UNIVERSITY PARK - Penn State football coach James Franklin briefly addressed Thursday the ongoing rape case at his former school, Vanderbilt, and while he wants to be as transparent as possible, he noted several times that he cannot say much because it is a legal matter.
Franklin's name came up in court documents from Tennessee on Tuesday after one of the defendants in the case, a former Vanderbilt football player, filed a motion. Franklin had known the rape victim, the documents revealed, had asked her to help in recruiting and also went to visit her four days after the alleged incident.
Franklin denied any wrongdoing in a statement released later Tuesday night, and he met with the media during the first leg of Penn State's coaches caravan on Thursday.
The coach was asked if he felt a sense of obligation to be transparent with the Penn State community after everything it has been through the past couple of years with the Jerry Sandusky scandal.
"Yes," he said. "But it's difficult. I addressed this matter Tuesday and during my initial press conference on Jan. 11. I've cooperated fully with the authorities. So this matter was thoroughly investigated by the authorities and also Vandy internal counsel and external counsel."
He went on to add, "I want to be as open and transparent as I possibly can and have been all along, but with this being a legal matter, that's about all I can say."
The deputy district attorney in Nashville, Tom Thurman, told the Pittsburgh Post-Gazette that Franklin did nothing wrong when he contacted the victim after the incident.
He added that such contact was insignificant to the case.
"There is no indication that Coach Franklin did anything inappropriate in this investigation," Thurman told the Post-Gazette.
The Associated Press reported that attorneys for one of the defendants, Brandon Vandenburg, believe that prosecutors have concealed evidence, including possible phone calls and text messages from Franklin.
The coach said he understands and is sensitive to what the Penn State community has been through and why there would be a need for people to want to know as much as possible about him with regards to the Vanderbilt case.

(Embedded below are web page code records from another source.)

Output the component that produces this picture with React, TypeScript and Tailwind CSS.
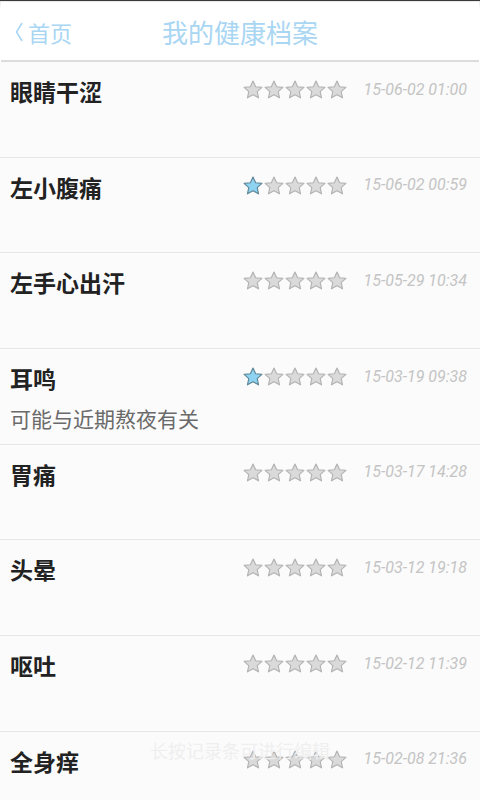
const records = [
  { title: '眼睛干涩', note: '', rating: 0, time: '15-06-02 01:00' },
  { title: '左小腹痛', note: '', rating: 1, time: '15-06-02 00:59' },
  { title: '左手心出汗', note: '', rating: 0, time: '15-05-29 10:34' },
  { title: '耳鸣', note: '可能与近期熬夜有关', rating: 1, time: '15-03-19 09:38' },
  { title: '胃痛', note: '', rating: 0, time: '15-03-17 14:28' },
  { title: '头晕', note: '', rating: 0, time: '15-03-12 19:18' },
  { title: '呕吐', note: '', rating: 0, time: '15-02-12 11:39' },
  { title: '全身痒', note: '', rating: 0, time: '15-02-08 21:36' },
];

const cjk = { fontFamily: '"Noto Sans CJK SC", "Noto Sans", sans-serif' };

function Star({ on }: { on: boolean }) {
  return (
    <svg width="20" height="19" viewBox="0 0 24 23">
      <path
        d="M12 1.2l3.2 7 7.6.8-5.7 5.1 1.6 7.5L12 17.8l-6.7 3.8 1.6-7.5L1.2 9l7.6-.8z"
        fill={on ? '#8fd3f2' : '#dadada'}
        stroke={on ? '#5f8797' : '#b3b3b3'}
        strokeWidth="1.4"
        strokeLinejoin="round"
      />
    </svg>
  );
}

function Header() {
  return (
    <div className="h-[62px] bg-gradient-to-b from-[#e8e8e8] to-white to-[14%] border-t border-[#3a3a3a]">
      <div className="relative h-[60px] mx-px mt-[1px] bg-white border-b-2 border-[#dcdcdc] flex items-center justify-center">
        <div className="absolute left-[13px] top-[15px] flex items-center text-[#a9d6f3]" style={cjk}>
          <svg width="10" height="22" viewBox="0 0 10 22" className="mr-[4px]">
            <path d="M8 2L2.5 11 8 20" fill="none" stroke="#a9d6f3" strokeWidth="1.6" />
          </svg>
          <span className="text-[22px] leading-[30px]">首页</span>
        </div>
        <span className="text-[26px] leading-[34px] text-[#a9d6f3] mt-[1px]" style={cjk}>
          我的健康档案
        </span>
      </div>
    </div>
  );
}

export default function App() {
  return (
    <div className="relative w-[480px] h-[800px] overflow-hidden bg-[#fbfbfb]">
      <Header />
      <div>
        {records.map((r) => (
          <div key={r.time} className="h-[95.7px] border-b border-[#e6e6e6] flex pl-[10px] pr-[13px]">
            <div className="flex-1 pt-[14px]">
              <div className="text-[23px] leading-[30px] font-bold text-[#222]" style={cjk}>
                {r.title}
              </div>
              {r.note && (
                <div className="mt-[11px] text-[21px] leading-[28px] text-[#6a6a6a]" style={cjk}>
                  {r.note}
                </div>
              )}
            </div>
            <div className="flex items-center h-[19px] mt-[18px]">
              <div className="flex gap-[1px]">
                {[1, 2, 3, 4, 5].map((s) => (
                  <Star key={s} on={s <= r.rating} />
                ))}
              </div>
              <span
                className="ml-[16px] text-[16px] italic text-[#c4c4c4]"
                style={{ fontFamily: 'Roboto, sans-serif' }}
              >
                {r.time}
              </span>
            </div>
          </div>
        ))}
      </div>
      <div className="absolute left-0 right-0 top-[737px] flex justify-center pointer-events-none">
        <span className="text-[18px] leading-[26px] text-[#efefef]" style={cjk}>
          长按记录条可进行编辑
        </span>
      </div>
    </div>
  );
}
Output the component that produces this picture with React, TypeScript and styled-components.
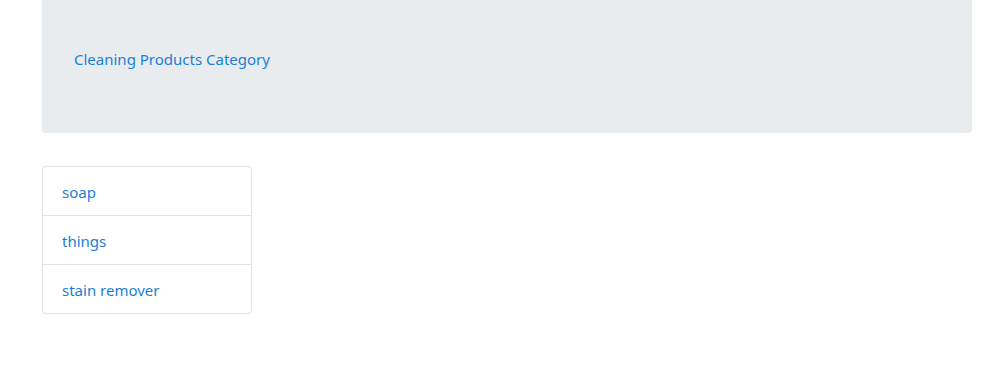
import React from 'react';
import styled, { createGlobalStyle } from 'styled-components';

const GlobalStyle = createGlobalStyle`
    body {
        margin: 0;
        background: #fff;
        font-family: "Noto Sans", "Open Sans", sans-serif;
        font-size: 15px;
        line-height: 1.5;
        color: #212529;
    }
`;

const Page = styled.div`
    padding: 0 13px 0 42px;
`;

const Jumbotron = styled.div`
    background: #e9ecef;
    border-radius: 0 0 4px 4px;
    padding: 47px 32px 62px;
    line-height: 24px;
    margin-bottom: 33px;
`;

const Link = styled.a`
    color: #1a7fd6;
    text-decoration: none;
    font-size: 15px;
`;

const ListGroup = styled.ul`
    list-style: none;
    margin: 0;
    padding: 0;
    width: 210px;
    box-sizing: border-box;
    border: 1px solid #dfe2e5;
    border-radius: 4px;
`;

const ListItem = styled.li`
    padding: 13px 19px 11px;
    line-height: 24px;
    border-top: 1px solid #dfe2e5;

    &:first-child {
        border-top: none;
    }
`;

const items = ['soap', 'things', 'stain remover'];

export default function App() {
    return (
        <>
            <GlobalStyle />
            <Page>
                <Jumbotron>
                    <Link href="#">Cleaning Products Category</Link>
                </Jumbotron>
                <ListGroup>
                    {items.map(item => (
                        <ListItem key={item}>
                            <Link href="#">{item}</Link>
                        </ListItem>
                    ))}
                </ListGroup>
            </Page>
        </>
    );
}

"I'm very sensitive to the situation that I went through and that we went through at the former institution," Franklin said. "I'm very, very sensitive to what happened here. And I'm very, very sensitive to [rape allegations] as society in general. As a father of two daughters, I take this stuff real seriously, like everybody else does."
One bit of information Franklin did reveal is that he addressed the Vanderbilt case with the Penn State players during a team meeting Wednesday.
"I am as open and honest with my team as I possibly can be," the coach said.
Franklin noted he likes to use PowerPoint presentations during team meetings to address important non-football issues.
"It shows examples of things that are going on in this country and for them to hopefully learn from, and [the Vanderbilt case] was one of them," he said. "I shared with them what I could, just like I'm sharing today with you guys [in the media] what I can."
The first four questions of his news conference were about the Vanderbilt case, and by the last one Franklin nipped it in the bud and said he couldn't discuss the matter further.
"I'm more than happy at this point to talk about Penn State football, the university, kind of where we're going. I've said really what I can, and we're going to have to move on," the coach said.
The next question was about football and the coaches caravan, then Franklin humorously told the reporter, "Thank you, sir" before asking his name. The reporter said his name was Dan, and Franklin replied, "I love you, Dan."